> **TASK GOAL**: Below is some material; set it all down exactly, apart from the pictures.

> **DATASET SECTION**:
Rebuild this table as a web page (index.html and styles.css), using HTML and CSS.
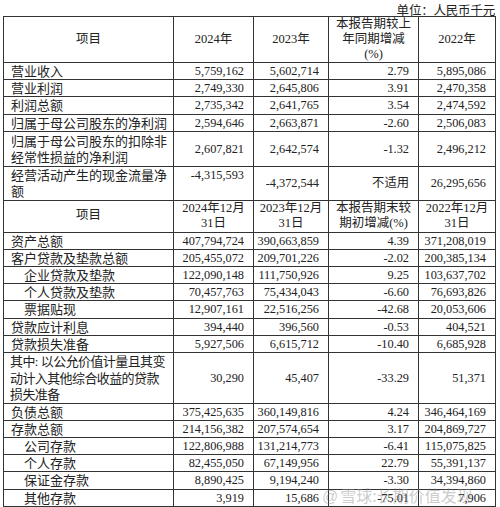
FILE: index.html
```html
<!DOCTYPE html>
<html lang="zh">
<head>
<meta charset="utf-8">
<link rel="stylesheet" href="styles.css">
</head>
<body>
<div class="page">
  <div class="unit">单位：人民币千元</div>
  <table class="fin">
    <colgroup>
      <col class="c1"><col class="c2"><col class="c3"><col class="c4"><col class="c5">
    </colgroup>
    <tr class="h1">
      <td class="hd">项目</td>
      <td class="hd">2024年</td>
      <td class="hd">2023年</td>
      <td class="hd">本报告期较上<br>年同期增减<br>(%)</td>
      <td class="hd">2022年</td>
    </tr>
    <tr><td class="lb">营业收入</td><td class="num">5,759,162</td><td class="num">5,602,714</td><td class="num">2.79</td><td class="num">5,895,086</td></tr>
    <tr><td class="lb">营业利润</td><td class="num">2,749,330</td><td class="num">2,645,806</td><td class="num">3.91</td><td class="num">2,470,358</td></tr>
    <tr><td class="lb">利润总额</td><td class="num">2,735,342</td><td class="num">2,641,765</td><td class="num">3.54</td><td class="num">2,474,592</td></tr>
    <tr><td class="lb">归属于母公司股东的净利润</td><td class="num">2,594,646</td><td class="num">2,663,871</td><td class="num">-2.60</td><td class="num">2,506,083</td></tr>
    <tr class="tall"><td class="lb">归属于母公司股东的扣除非<br>经常性损益的净利润</td><td class="num">2,607,821</td><td class="num">2,642,574</td><td class="num">-1.32</td><td class="num">2,496,212</td></tr>
    <tr><td class="lb">经营活动产生的现金流量净<br>额</td><td class="num top">-4,315,593</td><td class="num">-4,372,544</td><td class="num">不适用</td><td class="num">26,295,656</td></tr>
    <tr class="h2">
      <td class="hd">项目</td>
      <td class="hd">2024年12月<br>31日</td>
      <td class="hd">2023年12月<br>31日</td>
      <td class="hd">本报告期末较<br>期初增减(%)</td>
      <td class="hd">2022年12月<br>31日</td>
    </tr>
    <tr><td class="lb">资产总额</td><td class="num">407,794,724</td><td class="num">390,663,859</td><td class="num">4.39</td><td class="num">371,208,019</td></tr>
    <tr><td class="lb">客户贷款及垫款总额</td><td class="num">205,455,072</td><td class="num">209,701,226</td><td class="num">-2.02</td><td class="num">200,385,134</td></tr>
    <tr><td class="lb ind">企业贷款及垫款</td><td class="num">122,090,148</td><td class="num">111,750,926</td><td class="num">9.25</td><td class="num">103,637,702</td></tr>
    <tr><td class="lb ind">个人贷款及垫款</td><td class="num">70,457,763</td><td class="num">75,434,043</td><td class="num">-6.60</td><td class="num">76,693,826</td></tr>
    <tr><td class="lb ind">票据贴现</td><td class="num">12,907,161</td><td class="num">22,516,256</td><td class="num">-42.68</td><td class="num">20,053,606</td></tr>
    <tr><td class="lb">贷款应计利息</td><td class="num">394,440</td><td class="num">396,560</td><td class="num">-0.53</td><td class="num">404,521</td></tr>
    <tr><td class="lb">贷款损失准备</td><td class="num">5,927,506</td><td class="num">6,615,712</td><td class="num">-10.40</td><td class="num">6,685,928</td></tr>
    <tr><td class="lb tight">其中<span class="colon">:</span>以公允价值计量且其变<br>动计入其他综合收益的贷款<br>损失准备</td><td class="num">30,290</td><td class="num">45,407</td><td class="num">-33.29</td><td class="num">51,371</td></tr>
    <tr><td class="lb">负债总额</td><td class="num">375,425,635</td><td class="num">360,149,816</td><td class="num">4.24</td><td class="num">346,464,169</td></tr>
    <tr><td class="lb">存款总额</td><td class="num">214,156,382</td><td class="num">207,574,654</td><td class="num">3.17</td><td class="num">204,869,727</td></tr>
    <tr><td class="lb ind">公司存款</td><td class="num">122,806,988</td><td class="num">131,214,773</td><td class="num">-6.41</td><td class="num">115,075,825</td></tr>
    <tr><td class="lb ind">个人存款</td><td class="num">82,455,050</td><td class="num">67,149,956</td><td class="num">22.79</td><td class="num">55,391,137</td></tr>
    <tr><td class="lb ind">保证金存款</td><td class="num">8,890,425</td><td class="num">9,194,240</td><td class="num">-3.30</td><td class="num">34,394,860</td></tr>
    <tr><td class="lb ind">其他存款</td><td class="num">3,919</td><td class="num">15,686</td><td class="num">-75.01</td><td class="num">7,906</td></tr>
  </table>
  <div class="watermark"><span class="wm-at">@</span>雪球:长期价值发现</div>
</div>
</body>
</html>
```

FILE: styles.css
```css
html, body {
  margin: 0;
  padding: 0;
  background: #ffffff;
}

.page {
  position: relative;
  width: 500px;
  height: 507px;
  overflow: hidden;
  padding: 0 0 0 3px;
  box-sizing: border-box;
  font-family: "Liberation Serif", "Noto Sans CJK SC", serif;
  color: #222222;
}

.unit {
  width: 492px;
  height: 13px;
  padding-top: 3px;
  text-align: right;
  font-size: 12.5px;
  line-height: 13px;
  font-family: "Noto Sans CJK SC", sans-serif;
  letter-spacing: -0.2px;
}

.fin {
  border-collapse: collapse;
  table-layout: fixed;
  width: 492px;
}

.c1 { width: 170px; }
.c2 { width: 80px; }
.c3 { width: 75px; }
.c4 { width: 90px; }
.c5 { width: 77px; }

.fin td {
  border: 1.5px solid #333333;
  padding: 0;
  font-size: 12.3px;
  line-height: 16.2px;
  vertical-align: middle;
  white-space: nowrap;
  overflow: hidden;
}

.fin td.lb {
  font-family: "Noto Sans CJK SC", sans-serif;
  font-size: 13px;
  padding-left: 7px;
  text-align: left;
}

.fin td.tight {
  letter-spacing: -0.6px;
  padding-left: 6px;
}

.colon {
  font-family: "Liberation Serif", serif;
  margin-right: 3px;
}

.fin td.ind {
  padding-left: 20px;
}

.fin td.num {
  text-align: right;
  padding-right: 9px;
}

.fin td.top {
  vertical-align: top;
}

.fin td.hd {
  text-align: center;
  font-size: 12.5px;
}

.h1 td {
  line-height: 15px;
}

.h2 td {
  line-height: 15.5px;
}

.tall td {
  padding-top: 1px;
  padding-bottom: 1px;
}

.watermark {
  position: absolute;
  left: 322px;
  top: 486px;
  font-size: 16px;
  line-height: 18px;
  color: rgba(140, 140, 140, 0.45);
  font-family: "Noto Sans CJK SC", sans-serif;
  white-space: nowrap;
}

.wm-at {
  font-family: "Liberation Sans", sans-serif;
  margin-right: 2px;
}
```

> **SOLUTION**:
Rebuild this table as a web page (index.html and styles.css), using HTML and CSS.
FILE: index.html
```html
<!DOCTYPE html>
<html lang="zh">
<head>
<meta charset="utf-8">
<link rel="stylesheet" href="styles.css">
</head>
<body>
<div class="page">
  <div class="unit">单位：人民币千元</div>
  <table class="fin">
    <colgroup>
      <col class="c1"><col class="c2"><col class="c3"><col class="c4"><col class="c5">
    </colgroup>
    <tr class="h1">
      <td class="hd">项目</td>
      <td class="hd">2024年</td>
      <td class="hd">2023年</td>
      <td class="hd">本报告期较上<br>年同期增减<br>(%)</td>
      <td class="hd">2022年</td>
    </tr>
    <tr><td class="lb">营业收入</td><td class="num">5,759,162</td><td class="num">5,602,714</td><td class="num">2.79</td><td class="num">5,895,086</td></tr>
    <tr><td class="lb">营业利润</td><td class="num">2,749,330</td><td class="num">2,645,806</td><td class="num">3.91</td><td class="num">2,470,358</td></tr>
    <tr><td class="lb">利润总额</td><td class="num">2,735,342</td><td class="num">2,641,765</td><td class="num">3.54</td><td class="num">2,474,592</td></tr>
    <tr><td class="lb">归属于母公司股东的净利润</td><td class="num">2,594,646</td><td class="num">2,663,871</td><td class="num">-2.60</td><td class="num">2,506,083</td></tr>
    <tr class="tall"><td class="lb">归属于母公司股东的扣除非<br>经常性损益的净利润</td><td class="num">2,607,821</td><td class="num">2,642,574</td><td class="num">-1.32</td><td class="num">2,496,212</td></tr>
    <tr><td class="lb">经营活动产生的现金流量净<br>额</td><td class="num top">-4,315,593</td><td class="num">-4,372,544</td><td class="num">不适用</td><td class="num">26,295,656</td></tr>
    <tr class="h2">
      <td class="hd">项目</td>
      <td class="hd">2024年12月<br>31日</td>
      <td class="hd">2023年12月<br>31日</td>
      <td class="hd">本报告期末较<br>期初增减(%)</td>
      <td class="hd">2022年12月<br>31日</td>
    </tr>
    <tr><td class="lb">资产总额</td><td class="num">407,794,724</td><td class="num">390,663,859</td><td class="num">4.39</td><td class="num">371,208,019</td></tr>
    <tr><td class="lb">客户贷款及垫款总额</td><td class="num">205,455,072</td><td class="num">209,701,226</td><td class="num">-2.02</td><td class="num">200,385,134</td></tr>
    <tr><td class="lb ind">企业贷款及垫款</td><td class="num">122,090,148</td><td class="num">111,750,926</td><td class="num">9.25</td><td class="num">103,637,702</td></tr>
    <tr><td class="lb ind">个人贷款及垫款</td><td class="num">70,457,763</td><td class="num">75,434,043</td><td class="num">-6.60</td><td class="num">76,693,826</td></tr>
    <tr><td class="lb ind">票据贴现</td><td class="num">12,907,161</td><td class="num">22,516,256</td><td class="num">-42.68</td><td class="num">20,053,606</td></tr>
    <tr><td class="lb">贷款应计利息</td><td class="num">394,440</td><td class="num">396,560</td><td class="num">-0.53</td><td class="num">404,521</td></tr>
    <tr><td class="lb">贷款损失准备</td><td class="num">5,927,506</td><td class="num">6,615,712</td><td class="num">-10.40</td><td class="num">6,685,928</td></tr>
    <tr><td class="lb tight">其中<span class="colon">:</span>以公允价值计量且其变<br>动计入其他综合收益的贷款<br>损失准备</td><td class="num">30,290</td><td class="num">45,407</td><td class="num">-33.29</td><td class="num">51,371</td></tr>
    <tr><td class="lb">负债总额</td><td class="num">375,425,635</td><td class="num">360,149,816</td><td class="num">4.24</td><td class="num">346,464,169</td></tr>
    <tr><td class="lb">存款总额</td><td class="num">214,156,382</td><td class="num">207,574,654</td><td class="num">3.17</td><td class="num">204,869,727</td></tr>
    <tr><td class="lb ind">公司存款</td><td class="num">122,806,988</td><td class="num">131,214,773</td><td class="num">-6.41</td><td class="num">115,075,825</td></tr>
    <tr><td class="lb ind">个人存款</td><td class="num">82,455,050</td><td class="num">67,149,956</td><td class="num">22.79</td><td class="num">55,391,137</td></tr>
    <tr><td class="lb ind">保证金存款</td><td class="num">8,890,425</td><td class="num">9,194,240</td><td class="num">-3.30</td><td class="num">34,394,860</td></tr>
    <tr><td class="lb ind">其他存款</td><td class="num">3,919</td><td class="num">15,686</td><td class="num">-75.01</td><td class="num">7,906</td></tr>
  </table>
  <div class="watermark"><span class="wm-at">@</span>雪球:长期价值发现</div>
</div>
</body>
</html>
```

FILE: styles.css
```css
html, body {
  margin: 0;
  padding: 0;
  background: #ffffff;
}

.page {
  position: relative;
  width: 500px;
  height: 507px;
  overflow: hidden;
  padding: 0 0 0 3px;
  box-sizing: border-box;
  font-family: "Liberation Serif", "Noto Sans CJK SC", serif;
  color: #222222;
}

.unit {
  width: 492px;
  height: 13px;
  padding-top: 3px;
  text-align: right;
  font-size: 12.5px;
  line-height: 13px;
  font-family: "Noto Sans CJK SC", sans-serif;
  letter-spacing: -0.2px;
}

.fin {
  border-collapse: collapse;
  table-layout: fixed;
  width: 492px;
}

.c1 { width: 170px; }
.c2 { width: 80px; }
.c3 { width: 75px; }
.c4 { width: 90px; }
.c5 { width: 77px; }

.fin td {
  border: 1.5px solid #333333;
  padding: 0;
  font-size: 12.3px;
  line-height: 16.2px;
  vertical-align: middle;
  white-space: nowrap;
  overflow: hidden;
}

.fin td.lb {
  font-family: "Noto Sans CJK SC", sans-serif;
  font-size: 13px;
  padding-left: 7px;
  text-align: left;
}

.fin td.tight {
  letter-spacing: -0.6px;
  padding-left: 6px;
}

.colon {
  font-family: "Liberation Serif", serif;
  margin-right: 3px;
}

.fin td.ind {
  padding-left: 20px;
}

.fin td.num {
  text-align: right;
  padding-right: 9px;
}

.fin td.top {
  vertical-align: top;
}

.fin td.hd {
  text-align: center;
  font-size: 12.5px;
}

.h1 td {
  line-height: 15px;
}

.h2 td {
  line-height: 15.5px;
}

.tall td {
  padding-top: 1px;
  padding-bottom: 1px;
}

.watermark {
  position: absolute;
  left: 322px;
  top: 486px;
  font-size: 16px;
  line-height: 18px;
  color: rgba(140, 140, 140, 0.45);
  font-family: "Noto Sans CJK SC", sans-serif;
  white-space: nowrap;
}

.wm-at {
  font-family: "Liberation Sans", sans-serif;
  margin-right: 2px;
}
```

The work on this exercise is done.